Rauf was represented by Bailey. In the dismissal motion submitted by Rauf, Bailey lashed out at Forras and his lawyer.
The motion called Klayman “an infamous publicity hound” who found in Forras a “perfect victim, a man who could have comfortably concluded his life as a national hero.”
“Instead, thanks to this wholly frivolous lawsuit, he trades in his well-deserved laurels for fifteen minutes of fame as a nationally recognized bigot,” the motion said. “His cause and his case have all the rationality of one who would seek to tear down New York City’s Chinatown as vengeance for Pearl Harbor on the theory that all Asians are alike.”
In an affirmation submitted in the case, Bailey again accused his adversaries of “blind bigotry,” and implicitly compared their views to those of the Nazis.
“When in the days following an analogous atrocity in 1941 our people marshaled their will and marched off, nobody was an American of this type,” he wrote. “We were all united under a single banner pledged to eradicate the very kind of religious intolerance we see in [this] plaintiff, represented in those years by the Third Reich and those aligned with it.”
The New York Post ran an article on the motion in October 2010.
In October 2011, Klayman and Forras sued Bailey and Rauf for defamation, false light, assault, and intentional infliction of emotional distress in D.C. Superior Court. They later dropped their case there and filed it again in D.C. district court.
Bailey moved to dismiss on the grounds that it violated the District of Columbia’s anti-SLAPP law and that it was time-barred.
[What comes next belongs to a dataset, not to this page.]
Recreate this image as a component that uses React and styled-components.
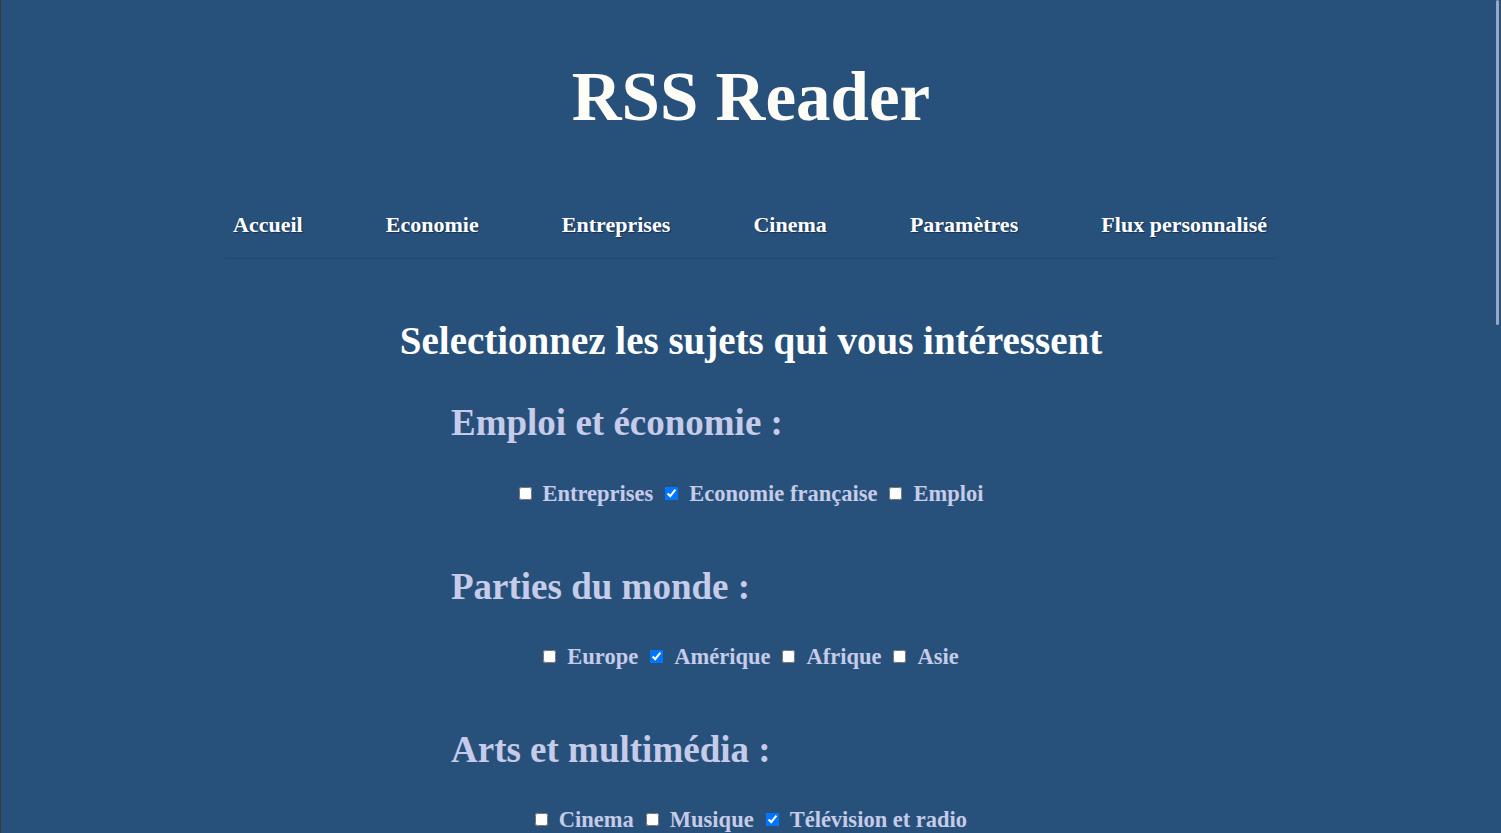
import React, { useState } from 'react';
import styled, { createGlobalStyle } from 'styled-components';

const GlobalStyle = createGlobalStyle`
  html, body {
    margin: 0;
    padding: 0;
    overflow: hidden;
    background: #27517a;
  }
  body {
    font-family: "Liberation Serif", "DejaVu Serif", serif;
  }
`;

const links = [
  'Accueil',
  'Economie',
  'Entreprises',
  'Cinema',
  'Paramètres',
  'Flux personnalisé',
];

const groups = [
  {
    title: 'Emploi et économie :',
    items: [
      { label: 'Entreprises', checked: false },
      { label: 'Economie française', checked: true },
      { label: 'Emploi', checked: false },
    ],
  },
  {
    title: 'Parties du monde :',
    items: [
      { label: 'Europe', checked: false },
      { label: 'Amérique', checked: true },
      { label: 'Afrique', checked: false },
      { label: 'Asie', checked: false },
    ],
  },
  {
    title: 'Arts et multimédia :',
    items: [
      { label: 'Cinema', checked: false },
      { label: 'Musique', checked: false },
      { label: 'Télévision et radio', checked: true },
    ],
  },
];

const Group = ({ group }) => {
  const [values, setValues] = useState(group.items.map(i => i.checked));

  const toggle = index => {
    setValues(values.map((v, i) => (i === index ? !v : v)));
  };

  return (
    <Topic>
      <TopicTitle>{group.title}</TopicTitle>
      <Choices>
        {group.items.map((item, index) => (
          <Choice key={item.label}>
            <Box
              type="checkbox"
              checked={values[index]}
              onChange={() => toggle(index)}
            />
            {item.label}
          </Choice>
        ))}
      </Choices>
    </Topic>
  );
};

const App = () => {
  return (
    <Page>
      <GlobalStyle />
      <Title>RSS Reader</Title>
      <Menu>
        {links.map(link => (
          <MenuLink key={link} href="#">
            {link}
          </MenuLink>
        ))}
      </Menu>
      <Heading>Selectionnez les sujets qui vous intéressent</Heading>
      <Topics>
        {groups.map(group => (
          <Group key={group.title} group={group} />
        ))}
      </Topics>
      {/* barre de défilement fine, par dessus la page */}
      <ScrollThumb />
    </Page>
  );
};

export default App;

const Page = styled.div`
  min-height: 833px;
  background: #27517a;
  border-left: 1px solid #3b3b3b;
  box-sizing: border-box;
  padding-top: 63px;
  padding-bottom: 200px;
`;

const Title = styled.h1`
  margin: 0;
  font-size: 69px;
  line-height: 1;
  font-weight: 700;
  text-align: center;
  color: #fdfcf7;
`;

const Menu = styled.nav`
  width: 1050px;
  margin: 80px auto 0;
  padding: 0 9px 20px 7px;
  box-sizing: border-box;
  display: flex;
  justify-content: space-between;
  border-bottom: 1px solid #22486e;
`;

const MenuLink = styled.a`
  font-size: 22px;
  line-height: 1.2;
  font-weight: 700;
  color: #ffffff;
  text-decoration: none;
  text-shadow: 1px 1px 1px rgba(8, 20, 60, 0.55);
`;

const Heading = styled.h2`
  margin: 59px 0 0;
  font-size: 39px;
  line-height: 1.2;
  font-weight: 700;
  text-align: center;
  color: #ffffff;
`;

const Topics = styled.div`
  width: 600px;
  margin: 36px auto 0;
  display: flex;
  flex-direction: column;
  gap: 58px;
`;

const Topic = styled.section`
  display: flex;
  flex-direction: column;
  gap: 34px;
`;

const TopicTitle = styled.h3`
  margin: 0;
  font-size: 37px;
  line-height: 1.2;
  font-weight: 700;
  color: #c5cbe8;
`;

const Choices = styled.div`
  display: flex;
  justify-content: center;
  gap: 12px;
`;

const Choice = styled.label`
  display: inline-flex;
  align-items: center;
  gap: 11px;
  font-size: 22.5px;
  line-height: 1.2;
  font-weight: 700;
  color: #c5cbe8;
`;

const Box = styled.input`
  margin: 0;
  width: 13px;
  height: 13px;
`;

const ScrollThumb = styled.div`
  position: fixed;
  top: 0;
  right: 2px;
  width: 3px;
  height: 325px;
  border-radius: 2px;
  background: #95a9c4;
`;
Rothstein ruled that Bailey had made a prima facie case that the lawsuit shifted the burden onto Klayman and Forras to show that they were likely to prevail. She ruled that they were not, holding that the defamation claim failed because the statements were protected by judicial proceedings privilege.
“While this court does not wish to be understood as condoning defendants’ statements, ‘the immunity of the absolute privilege supports the public policy of allowing counsel to zealously represent a client’s interests without fear of reprisal through defamation actions,’” she wrote, quoting a D.C. Circuit Court of Appeals’ decision, Arneja v. Gildar, 541 A.2d 621.
She also rejected claims of assault made by Klayman and Forras, who alleged that Islamic extremists read the court papers and so put them at risk of harm. Rothstein ruled that “Defendants’ privileged statements, while uncomplimentary of plaintiffs, are too attenuated to amount to an assault.”
She similarly ruled that the statements “do not rise to the extreme and outrageous level” required to sustain an intentional infliction of emotional distress claim.
Finally, she said that the suit was time-barred under the one-year statute of limitations for defamation claims, rejecting the plaintiffs’ arguments that they preserved their claims by filing the Superior Court case that they later dropped.
“We’re extremely happy with the decision,” Bailey said. He also said that the case “could not be more frivolous.”
“It’s not a fun experience representing unpopular clients,” Bailey said. “You really need to believe in the cause.”
Klayman could not be reached for comment.
Brad Groznik, a spokesman for Park51, said it was not certain that the plan to build the Islamic center on Park Place would go forward, and that El-Gamal may have other plans for the site. He said that Park51 will continue to operate as a non-profit in any case.